* Dataset section:

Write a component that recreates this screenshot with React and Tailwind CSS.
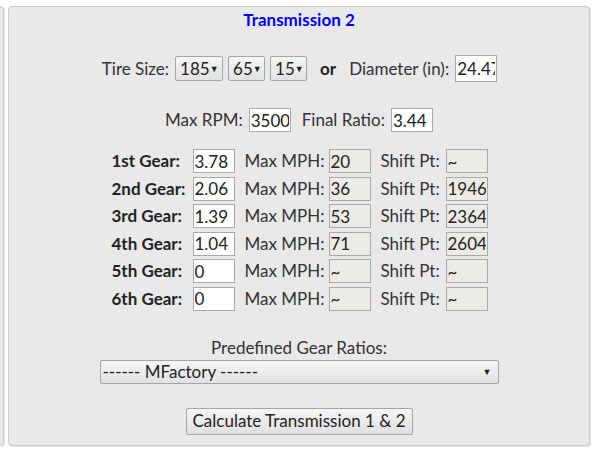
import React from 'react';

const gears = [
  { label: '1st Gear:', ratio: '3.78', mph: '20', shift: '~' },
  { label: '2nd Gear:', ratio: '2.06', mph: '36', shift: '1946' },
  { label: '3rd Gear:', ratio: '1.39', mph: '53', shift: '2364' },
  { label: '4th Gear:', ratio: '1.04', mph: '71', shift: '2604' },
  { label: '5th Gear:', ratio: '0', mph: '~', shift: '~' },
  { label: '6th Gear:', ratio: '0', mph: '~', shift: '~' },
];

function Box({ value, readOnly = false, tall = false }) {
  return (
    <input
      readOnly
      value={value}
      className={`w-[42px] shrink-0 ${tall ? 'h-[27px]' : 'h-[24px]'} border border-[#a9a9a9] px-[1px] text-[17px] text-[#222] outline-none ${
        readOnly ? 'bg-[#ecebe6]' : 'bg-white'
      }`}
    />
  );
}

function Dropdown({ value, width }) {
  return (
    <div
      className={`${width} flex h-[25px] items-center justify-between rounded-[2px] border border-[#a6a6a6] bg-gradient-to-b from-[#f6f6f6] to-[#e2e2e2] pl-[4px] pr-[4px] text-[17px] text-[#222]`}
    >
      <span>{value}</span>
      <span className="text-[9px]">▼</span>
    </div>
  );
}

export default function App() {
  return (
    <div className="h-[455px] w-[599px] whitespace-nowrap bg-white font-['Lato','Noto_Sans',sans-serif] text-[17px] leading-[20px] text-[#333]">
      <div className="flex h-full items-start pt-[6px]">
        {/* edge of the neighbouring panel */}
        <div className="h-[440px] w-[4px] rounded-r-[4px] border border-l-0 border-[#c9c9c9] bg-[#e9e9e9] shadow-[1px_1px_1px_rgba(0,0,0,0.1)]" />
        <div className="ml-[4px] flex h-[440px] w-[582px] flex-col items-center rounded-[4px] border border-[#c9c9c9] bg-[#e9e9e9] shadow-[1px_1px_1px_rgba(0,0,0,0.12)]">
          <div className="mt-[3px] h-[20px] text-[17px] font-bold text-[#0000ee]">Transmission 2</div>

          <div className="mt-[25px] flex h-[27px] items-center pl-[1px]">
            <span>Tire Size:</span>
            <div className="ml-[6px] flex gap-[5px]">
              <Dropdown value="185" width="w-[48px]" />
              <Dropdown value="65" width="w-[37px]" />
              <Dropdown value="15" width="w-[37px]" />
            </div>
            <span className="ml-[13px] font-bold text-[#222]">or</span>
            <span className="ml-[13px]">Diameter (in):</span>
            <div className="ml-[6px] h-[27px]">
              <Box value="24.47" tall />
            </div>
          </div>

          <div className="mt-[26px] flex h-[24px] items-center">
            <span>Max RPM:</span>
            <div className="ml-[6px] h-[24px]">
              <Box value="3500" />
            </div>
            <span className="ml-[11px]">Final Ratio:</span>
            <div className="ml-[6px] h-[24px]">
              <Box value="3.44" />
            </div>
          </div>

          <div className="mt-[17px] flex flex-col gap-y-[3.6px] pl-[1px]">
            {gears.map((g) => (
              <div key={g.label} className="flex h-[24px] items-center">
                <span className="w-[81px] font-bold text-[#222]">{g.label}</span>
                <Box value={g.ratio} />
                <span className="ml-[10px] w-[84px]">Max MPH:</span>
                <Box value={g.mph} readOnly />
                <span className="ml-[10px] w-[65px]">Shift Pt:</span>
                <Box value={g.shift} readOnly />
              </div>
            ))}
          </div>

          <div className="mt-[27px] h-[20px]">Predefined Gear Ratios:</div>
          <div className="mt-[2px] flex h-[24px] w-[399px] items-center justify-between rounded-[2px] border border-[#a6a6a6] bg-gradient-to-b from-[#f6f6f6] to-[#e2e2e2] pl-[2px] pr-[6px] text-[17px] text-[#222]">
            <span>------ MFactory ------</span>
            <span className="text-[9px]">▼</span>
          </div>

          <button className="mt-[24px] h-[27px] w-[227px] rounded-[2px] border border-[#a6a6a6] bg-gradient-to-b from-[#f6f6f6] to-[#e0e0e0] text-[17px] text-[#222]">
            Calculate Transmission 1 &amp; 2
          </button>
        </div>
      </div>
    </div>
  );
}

* What the exercise asks:
Set the lines above down again, word for word, from the first through the one containing "import React from 'react';"; pictures excluded.

* Finished task:
Write a component that recreates this screenshot with React and Tailwind CSS.
import React from 'react';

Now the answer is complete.